Using this distribution process conserves natural resources and
reduces the costs of printing and distributing these proxy materials.
This Proxy Statement, the form of the proxy card and voting
instructions are being made available to Share Owners on or about
September 10, 2015, at www.proxyvote.com. Our 2015 Annual Report is being made available at the same time and
by the same method. The 2015 Annual Report is not to be considered as
part of the proxy solicitation materials or as having been
incorporated by reference. Share Owners may receive, without charge,
a copy of our Annual Report on Form 10-K for the fiscal year ended
June 30, 2015, including financial statements but excluding exhibits,
as filed with the SEC. Please address requests for a copy of our
Annual Report on Form 10-K for the fiscal year ended June 30, 2015 to
our Secretary at Kimball Electronics, Inc., 1205 Kimball Blvd,
Jasper, Indiana 47546.
The SEC's rules permit us to deliver a single Notice or set of proxy
materials to one address shared by two or more of our Share Owners.

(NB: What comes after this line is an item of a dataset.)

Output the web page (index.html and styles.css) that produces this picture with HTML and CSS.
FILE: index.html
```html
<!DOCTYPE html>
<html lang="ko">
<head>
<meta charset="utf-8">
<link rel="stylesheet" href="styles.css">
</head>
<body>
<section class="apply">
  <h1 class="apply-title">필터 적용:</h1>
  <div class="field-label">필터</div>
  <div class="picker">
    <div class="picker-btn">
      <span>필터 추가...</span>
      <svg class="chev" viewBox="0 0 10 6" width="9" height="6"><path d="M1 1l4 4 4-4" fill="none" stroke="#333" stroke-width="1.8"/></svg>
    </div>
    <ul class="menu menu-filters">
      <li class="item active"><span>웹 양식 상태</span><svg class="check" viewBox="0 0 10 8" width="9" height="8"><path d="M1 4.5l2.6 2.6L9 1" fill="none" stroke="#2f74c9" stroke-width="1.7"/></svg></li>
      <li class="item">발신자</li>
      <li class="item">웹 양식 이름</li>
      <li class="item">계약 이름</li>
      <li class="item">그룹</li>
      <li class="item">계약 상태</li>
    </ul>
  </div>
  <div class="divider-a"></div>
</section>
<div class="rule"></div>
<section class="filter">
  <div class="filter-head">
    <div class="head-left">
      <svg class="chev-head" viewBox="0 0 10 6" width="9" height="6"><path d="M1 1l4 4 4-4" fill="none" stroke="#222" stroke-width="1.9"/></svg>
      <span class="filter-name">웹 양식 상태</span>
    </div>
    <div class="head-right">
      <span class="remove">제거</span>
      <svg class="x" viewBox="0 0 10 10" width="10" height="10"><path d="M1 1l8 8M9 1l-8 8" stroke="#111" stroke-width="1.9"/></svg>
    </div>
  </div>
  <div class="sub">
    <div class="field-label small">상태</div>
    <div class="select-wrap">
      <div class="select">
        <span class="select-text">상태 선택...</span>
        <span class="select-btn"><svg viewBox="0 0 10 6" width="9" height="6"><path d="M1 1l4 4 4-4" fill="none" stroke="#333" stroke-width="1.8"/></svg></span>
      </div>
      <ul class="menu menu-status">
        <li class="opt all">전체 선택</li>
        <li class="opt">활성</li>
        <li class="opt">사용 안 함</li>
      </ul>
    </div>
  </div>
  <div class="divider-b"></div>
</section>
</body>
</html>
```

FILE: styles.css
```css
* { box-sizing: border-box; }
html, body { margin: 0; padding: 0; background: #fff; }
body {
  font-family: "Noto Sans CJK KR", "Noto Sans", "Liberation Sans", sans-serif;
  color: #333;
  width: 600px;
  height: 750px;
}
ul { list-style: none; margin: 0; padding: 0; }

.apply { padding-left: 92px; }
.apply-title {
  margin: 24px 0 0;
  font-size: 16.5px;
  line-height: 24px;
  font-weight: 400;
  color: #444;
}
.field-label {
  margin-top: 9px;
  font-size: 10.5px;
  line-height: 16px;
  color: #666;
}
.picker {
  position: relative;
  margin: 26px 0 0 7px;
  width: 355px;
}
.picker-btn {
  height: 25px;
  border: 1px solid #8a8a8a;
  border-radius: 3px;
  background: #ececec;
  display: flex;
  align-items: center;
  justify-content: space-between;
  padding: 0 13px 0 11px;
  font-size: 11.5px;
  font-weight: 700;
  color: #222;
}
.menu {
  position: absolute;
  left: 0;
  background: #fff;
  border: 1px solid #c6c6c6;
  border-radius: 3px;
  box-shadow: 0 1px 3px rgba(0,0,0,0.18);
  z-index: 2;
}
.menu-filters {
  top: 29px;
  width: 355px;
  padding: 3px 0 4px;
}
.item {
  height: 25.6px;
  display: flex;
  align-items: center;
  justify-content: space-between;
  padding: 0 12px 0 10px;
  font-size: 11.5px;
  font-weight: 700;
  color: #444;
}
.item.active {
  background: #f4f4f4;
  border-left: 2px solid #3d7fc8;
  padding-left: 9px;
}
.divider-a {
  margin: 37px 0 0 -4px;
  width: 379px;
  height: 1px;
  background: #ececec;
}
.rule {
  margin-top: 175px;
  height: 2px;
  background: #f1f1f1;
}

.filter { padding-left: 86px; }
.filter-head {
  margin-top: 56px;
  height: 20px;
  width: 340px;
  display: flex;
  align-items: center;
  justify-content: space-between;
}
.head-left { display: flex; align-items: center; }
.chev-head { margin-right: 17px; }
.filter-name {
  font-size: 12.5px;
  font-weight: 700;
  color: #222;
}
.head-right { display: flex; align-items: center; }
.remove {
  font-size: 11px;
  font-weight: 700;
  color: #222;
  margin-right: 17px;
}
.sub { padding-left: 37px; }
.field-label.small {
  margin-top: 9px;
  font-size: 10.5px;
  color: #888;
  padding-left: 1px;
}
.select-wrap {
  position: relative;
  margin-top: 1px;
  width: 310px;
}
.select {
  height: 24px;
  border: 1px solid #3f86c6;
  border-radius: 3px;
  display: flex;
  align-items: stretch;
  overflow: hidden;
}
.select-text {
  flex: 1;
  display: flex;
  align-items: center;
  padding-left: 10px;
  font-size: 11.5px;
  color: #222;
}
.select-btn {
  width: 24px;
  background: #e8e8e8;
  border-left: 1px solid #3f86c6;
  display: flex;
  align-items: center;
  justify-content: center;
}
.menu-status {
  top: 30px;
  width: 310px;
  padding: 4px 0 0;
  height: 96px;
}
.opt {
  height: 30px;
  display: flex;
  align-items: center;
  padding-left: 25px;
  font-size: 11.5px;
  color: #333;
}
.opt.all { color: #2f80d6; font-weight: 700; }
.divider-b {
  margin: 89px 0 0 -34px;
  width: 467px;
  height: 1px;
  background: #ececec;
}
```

This delivery method is referred to as "householding" and can result
in significant cost savings. To take advantage of this opportunity,
we have delivered only one Notice or set of proxy materials to
multiple Share Owners who share an address, unless we received
contrary instructions from the impacted Share Owners prior to the
mailing date. We agree to deliver promptly, upon written or oral
request, a separate copy of the Notice or proxy materials, as
requested, to any Share Owners at the shared address to which a
single copy of those documents was delivered. If you prefer to
receive separate copies of the Notice or proxy materials, contact
Broadridge Financial Solutions, Inc. at 800-542-1061 or in writing at
Broadridge Financial Solutions, Inc., Householding Department, 51
Mercedes Way, Edgewood, New York 11717. If you are currently a Share
Owner sharing an address with another Share Owner and wish to receive
only one copy of future Notices or proxy materials for your
household, please contact Broadridge at the above phone number
or address.
If you have received a printed set of proxy materials, a proxy, being
solicited on behalf of the Board has been enclosed along with a
return envelope, which requires no postage if mailed in the United
States.
Any of our Share Owners who properly deliver a proxy may revoke their
proxy at any time prior to the voting thereof by either filing a
written revocation with the Secretary of the Company, submitting
another properly delivered proxy by telephone, via the Internet or by
mail with a later date, requesting the return of the proxy from the
Secretary prior to the vote, or attending the meeting and voting in
person, although attendance at the meeting will not by itself revoke
a previously granted proxy.
The entire cost of soliciting proxies will be borne by your Company.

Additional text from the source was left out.